# [Directions for this task]
Reply with one number only, the count of lines holding the string "page".
+ + + +
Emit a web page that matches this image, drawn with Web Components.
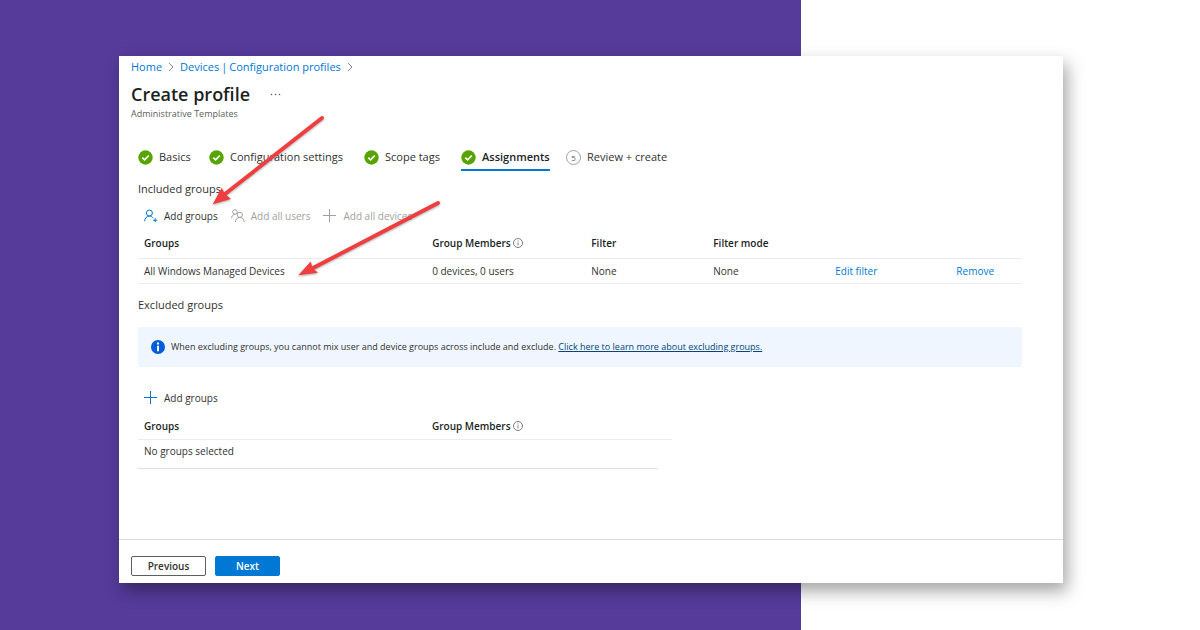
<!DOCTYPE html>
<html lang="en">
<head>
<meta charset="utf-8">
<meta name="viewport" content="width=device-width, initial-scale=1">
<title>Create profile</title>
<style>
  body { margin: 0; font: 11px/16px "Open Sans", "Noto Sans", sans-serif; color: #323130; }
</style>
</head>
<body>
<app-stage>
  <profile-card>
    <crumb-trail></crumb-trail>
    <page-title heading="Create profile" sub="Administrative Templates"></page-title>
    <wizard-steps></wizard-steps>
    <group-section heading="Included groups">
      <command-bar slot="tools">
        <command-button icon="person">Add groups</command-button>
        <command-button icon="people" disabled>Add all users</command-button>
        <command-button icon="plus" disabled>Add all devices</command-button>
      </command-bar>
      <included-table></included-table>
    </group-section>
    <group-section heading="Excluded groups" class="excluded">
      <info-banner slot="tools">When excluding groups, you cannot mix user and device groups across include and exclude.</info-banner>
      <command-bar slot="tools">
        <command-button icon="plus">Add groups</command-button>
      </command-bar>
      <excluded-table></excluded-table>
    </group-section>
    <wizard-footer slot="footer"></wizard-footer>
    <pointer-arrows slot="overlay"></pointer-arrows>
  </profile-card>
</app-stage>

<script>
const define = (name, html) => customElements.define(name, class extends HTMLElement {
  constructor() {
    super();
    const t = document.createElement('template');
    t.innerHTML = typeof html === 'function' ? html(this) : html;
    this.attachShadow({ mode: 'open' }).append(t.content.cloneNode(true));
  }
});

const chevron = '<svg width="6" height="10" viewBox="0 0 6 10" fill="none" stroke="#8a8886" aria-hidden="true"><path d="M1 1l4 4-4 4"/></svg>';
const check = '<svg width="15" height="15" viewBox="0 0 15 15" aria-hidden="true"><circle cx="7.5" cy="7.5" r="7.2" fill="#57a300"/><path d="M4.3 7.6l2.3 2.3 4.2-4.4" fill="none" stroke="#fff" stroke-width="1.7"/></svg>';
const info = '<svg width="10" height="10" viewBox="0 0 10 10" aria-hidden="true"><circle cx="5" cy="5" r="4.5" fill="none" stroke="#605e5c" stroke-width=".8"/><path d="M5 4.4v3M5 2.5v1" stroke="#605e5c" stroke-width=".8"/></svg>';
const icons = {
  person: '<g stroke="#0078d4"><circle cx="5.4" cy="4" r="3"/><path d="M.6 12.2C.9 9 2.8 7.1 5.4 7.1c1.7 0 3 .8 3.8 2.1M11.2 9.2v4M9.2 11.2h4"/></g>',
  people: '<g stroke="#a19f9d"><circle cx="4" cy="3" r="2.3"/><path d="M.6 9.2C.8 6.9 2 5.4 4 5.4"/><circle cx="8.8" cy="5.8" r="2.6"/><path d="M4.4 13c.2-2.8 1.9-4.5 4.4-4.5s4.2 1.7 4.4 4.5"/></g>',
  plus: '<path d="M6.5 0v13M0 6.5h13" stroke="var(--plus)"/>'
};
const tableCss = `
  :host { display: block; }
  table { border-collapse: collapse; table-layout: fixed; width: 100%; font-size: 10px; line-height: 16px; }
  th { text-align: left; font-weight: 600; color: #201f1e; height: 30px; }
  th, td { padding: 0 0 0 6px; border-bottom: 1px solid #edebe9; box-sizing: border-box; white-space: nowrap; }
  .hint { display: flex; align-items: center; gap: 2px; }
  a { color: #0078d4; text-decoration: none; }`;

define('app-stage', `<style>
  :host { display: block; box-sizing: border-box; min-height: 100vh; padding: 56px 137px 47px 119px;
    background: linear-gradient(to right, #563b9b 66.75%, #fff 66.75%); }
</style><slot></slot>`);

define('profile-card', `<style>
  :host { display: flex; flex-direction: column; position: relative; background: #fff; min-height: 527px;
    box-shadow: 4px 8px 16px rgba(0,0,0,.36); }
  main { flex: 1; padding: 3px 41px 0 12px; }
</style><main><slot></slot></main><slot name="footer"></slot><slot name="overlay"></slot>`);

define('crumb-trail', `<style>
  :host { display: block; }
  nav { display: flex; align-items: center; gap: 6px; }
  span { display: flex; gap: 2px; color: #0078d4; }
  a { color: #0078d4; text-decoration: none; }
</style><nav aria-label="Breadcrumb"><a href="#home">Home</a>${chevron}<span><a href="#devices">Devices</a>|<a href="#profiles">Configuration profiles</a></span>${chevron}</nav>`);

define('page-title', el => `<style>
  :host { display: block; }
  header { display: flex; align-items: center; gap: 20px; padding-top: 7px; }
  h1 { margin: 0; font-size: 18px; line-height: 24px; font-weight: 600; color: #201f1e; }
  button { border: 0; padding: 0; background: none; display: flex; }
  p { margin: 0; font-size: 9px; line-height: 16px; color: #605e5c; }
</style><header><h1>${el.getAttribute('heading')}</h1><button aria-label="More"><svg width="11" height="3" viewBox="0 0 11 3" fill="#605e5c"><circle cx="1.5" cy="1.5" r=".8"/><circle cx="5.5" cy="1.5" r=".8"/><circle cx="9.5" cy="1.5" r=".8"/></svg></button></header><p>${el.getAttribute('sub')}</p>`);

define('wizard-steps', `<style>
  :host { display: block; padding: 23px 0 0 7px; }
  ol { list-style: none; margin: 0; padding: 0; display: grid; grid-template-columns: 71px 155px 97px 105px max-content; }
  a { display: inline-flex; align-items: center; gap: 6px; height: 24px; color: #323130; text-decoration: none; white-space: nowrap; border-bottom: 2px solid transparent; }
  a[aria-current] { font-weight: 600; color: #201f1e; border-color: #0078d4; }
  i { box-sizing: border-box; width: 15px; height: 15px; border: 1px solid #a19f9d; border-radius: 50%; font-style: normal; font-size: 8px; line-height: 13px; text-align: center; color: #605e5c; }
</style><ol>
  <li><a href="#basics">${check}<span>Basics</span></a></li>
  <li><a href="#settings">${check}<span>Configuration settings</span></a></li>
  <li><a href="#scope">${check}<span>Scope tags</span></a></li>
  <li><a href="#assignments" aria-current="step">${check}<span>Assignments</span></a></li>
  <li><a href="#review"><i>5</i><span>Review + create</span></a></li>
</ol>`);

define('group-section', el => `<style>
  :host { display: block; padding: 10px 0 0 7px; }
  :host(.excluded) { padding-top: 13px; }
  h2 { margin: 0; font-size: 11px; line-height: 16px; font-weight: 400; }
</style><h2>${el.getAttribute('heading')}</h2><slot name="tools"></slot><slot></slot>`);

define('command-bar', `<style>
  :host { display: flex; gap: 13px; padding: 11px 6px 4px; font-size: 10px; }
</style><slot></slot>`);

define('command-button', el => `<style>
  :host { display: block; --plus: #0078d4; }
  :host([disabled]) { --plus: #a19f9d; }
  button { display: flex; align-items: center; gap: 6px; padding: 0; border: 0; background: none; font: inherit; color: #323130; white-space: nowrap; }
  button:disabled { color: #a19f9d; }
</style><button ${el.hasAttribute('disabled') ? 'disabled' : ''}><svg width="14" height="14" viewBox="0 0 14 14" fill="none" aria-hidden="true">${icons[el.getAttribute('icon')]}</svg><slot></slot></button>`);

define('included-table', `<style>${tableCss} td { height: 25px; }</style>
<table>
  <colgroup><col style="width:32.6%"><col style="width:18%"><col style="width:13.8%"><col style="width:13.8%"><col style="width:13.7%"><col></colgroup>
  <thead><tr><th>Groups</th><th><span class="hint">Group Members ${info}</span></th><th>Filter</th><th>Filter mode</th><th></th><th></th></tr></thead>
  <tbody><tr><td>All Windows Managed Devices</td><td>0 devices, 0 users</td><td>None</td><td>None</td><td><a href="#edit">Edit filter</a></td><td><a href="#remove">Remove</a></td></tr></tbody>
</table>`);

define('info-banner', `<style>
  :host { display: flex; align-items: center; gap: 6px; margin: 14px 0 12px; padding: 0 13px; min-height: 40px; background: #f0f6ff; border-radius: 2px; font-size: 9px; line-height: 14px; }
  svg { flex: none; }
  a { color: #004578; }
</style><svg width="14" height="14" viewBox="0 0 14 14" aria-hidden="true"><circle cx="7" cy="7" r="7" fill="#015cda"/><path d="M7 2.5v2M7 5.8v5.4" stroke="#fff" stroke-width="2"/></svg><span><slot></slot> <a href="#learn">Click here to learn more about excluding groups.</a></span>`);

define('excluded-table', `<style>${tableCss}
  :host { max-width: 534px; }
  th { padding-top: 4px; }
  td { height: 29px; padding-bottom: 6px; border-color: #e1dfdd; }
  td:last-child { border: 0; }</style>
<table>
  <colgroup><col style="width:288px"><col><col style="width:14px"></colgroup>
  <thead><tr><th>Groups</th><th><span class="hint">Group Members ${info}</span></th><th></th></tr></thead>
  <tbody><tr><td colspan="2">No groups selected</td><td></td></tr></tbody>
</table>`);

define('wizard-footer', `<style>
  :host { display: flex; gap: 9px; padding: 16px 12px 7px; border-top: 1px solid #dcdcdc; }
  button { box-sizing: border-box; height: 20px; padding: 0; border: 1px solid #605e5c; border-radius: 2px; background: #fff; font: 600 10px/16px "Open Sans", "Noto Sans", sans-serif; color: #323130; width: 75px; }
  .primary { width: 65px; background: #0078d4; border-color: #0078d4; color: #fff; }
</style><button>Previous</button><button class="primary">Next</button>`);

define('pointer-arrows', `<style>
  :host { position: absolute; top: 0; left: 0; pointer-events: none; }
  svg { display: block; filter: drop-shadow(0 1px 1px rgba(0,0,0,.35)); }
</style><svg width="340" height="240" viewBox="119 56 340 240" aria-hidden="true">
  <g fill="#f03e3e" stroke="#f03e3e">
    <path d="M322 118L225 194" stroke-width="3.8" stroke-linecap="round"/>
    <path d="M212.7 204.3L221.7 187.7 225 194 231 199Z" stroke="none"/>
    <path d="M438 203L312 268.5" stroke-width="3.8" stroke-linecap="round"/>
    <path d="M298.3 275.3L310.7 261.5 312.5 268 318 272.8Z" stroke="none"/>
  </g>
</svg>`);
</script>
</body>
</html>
+ + + +
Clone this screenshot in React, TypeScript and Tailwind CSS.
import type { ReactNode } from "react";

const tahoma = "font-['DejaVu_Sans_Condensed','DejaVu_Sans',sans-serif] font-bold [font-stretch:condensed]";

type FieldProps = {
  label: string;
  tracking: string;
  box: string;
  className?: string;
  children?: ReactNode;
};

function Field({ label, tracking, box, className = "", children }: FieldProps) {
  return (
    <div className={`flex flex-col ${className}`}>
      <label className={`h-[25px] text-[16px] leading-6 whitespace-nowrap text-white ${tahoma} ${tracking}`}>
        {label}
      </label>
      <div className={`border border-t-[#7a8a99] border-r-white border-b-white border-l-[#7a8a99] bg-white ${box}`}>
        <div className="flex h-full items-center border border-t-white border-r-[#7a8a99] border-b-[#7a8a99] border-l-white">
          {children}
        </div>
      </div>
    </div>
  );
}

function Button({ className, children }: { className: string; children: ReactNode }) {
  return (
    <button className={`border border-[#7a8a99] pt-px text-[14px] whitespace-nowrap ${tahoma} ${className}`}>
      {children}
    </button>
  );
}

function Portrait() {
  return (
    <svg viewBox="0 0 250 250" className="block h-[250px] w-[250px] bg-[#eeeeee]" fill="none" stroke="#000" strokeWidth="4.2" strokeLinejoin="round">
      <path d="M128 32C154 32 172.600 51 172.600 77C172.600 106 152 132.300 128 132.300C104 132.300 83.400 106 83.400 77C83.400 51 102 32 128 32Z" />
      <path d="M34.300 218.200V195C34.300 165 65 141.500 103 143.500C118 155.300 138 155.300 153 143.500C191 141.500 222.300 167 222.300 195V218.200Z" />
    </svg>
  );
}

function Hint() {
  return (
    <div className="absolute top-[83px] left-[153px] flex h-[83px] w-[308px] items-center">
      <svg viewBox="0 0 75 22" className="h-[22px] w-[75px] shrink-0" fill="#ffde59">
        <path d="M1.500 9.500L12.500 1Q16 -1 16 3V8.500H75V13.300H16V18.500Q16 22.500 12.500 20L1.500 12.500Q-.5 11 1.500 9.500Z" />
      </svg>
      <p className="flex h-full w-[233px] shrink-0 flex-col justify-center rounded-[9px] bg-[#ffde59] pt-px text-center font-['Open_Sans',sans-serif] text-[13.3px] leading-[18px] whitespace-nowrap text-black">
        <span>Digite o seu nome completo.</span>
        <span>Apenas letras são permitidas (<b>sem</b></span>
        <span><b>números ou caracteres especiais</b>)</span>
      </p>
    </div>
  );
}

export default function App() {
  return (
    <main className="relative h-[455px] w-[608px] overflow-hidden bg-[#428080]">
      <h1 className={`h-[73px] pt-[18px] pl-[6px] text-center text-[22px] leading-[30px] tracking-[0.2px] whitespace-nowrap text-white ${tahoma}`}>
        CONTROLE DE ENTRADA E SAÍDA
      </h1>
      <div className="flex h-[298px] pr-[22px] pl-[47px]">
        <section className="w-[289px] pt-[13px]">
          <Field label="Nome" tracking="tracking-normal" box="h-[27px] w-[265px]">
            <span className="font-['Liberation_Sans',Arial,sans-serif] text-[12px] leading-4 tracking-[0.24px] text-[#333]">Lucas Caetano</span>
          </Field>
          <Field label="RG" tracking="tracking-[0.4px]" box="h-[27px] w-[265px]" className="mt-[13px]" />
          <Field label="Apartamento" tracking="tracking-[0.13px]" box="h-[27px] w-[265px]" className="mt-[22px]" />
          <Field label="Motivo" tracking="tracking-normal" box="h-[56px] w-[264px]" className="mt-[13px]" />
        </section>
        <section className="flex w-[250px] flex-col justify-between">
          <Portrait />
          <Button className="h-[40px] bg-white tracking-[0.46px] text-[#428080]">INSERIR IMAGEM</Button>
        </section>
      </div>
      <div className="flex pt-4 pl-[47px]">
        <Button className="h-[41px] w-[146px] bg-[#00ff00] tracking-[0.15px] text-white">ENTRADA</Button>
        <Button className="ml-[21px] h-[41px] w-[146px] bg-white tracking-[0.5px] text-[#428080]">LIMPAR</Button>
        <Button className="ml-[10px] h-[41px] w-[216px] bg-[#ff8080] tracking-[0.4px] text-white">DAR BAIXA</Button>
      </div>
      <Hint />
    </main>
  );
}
+ + + +
# [Answer to this exercise]
3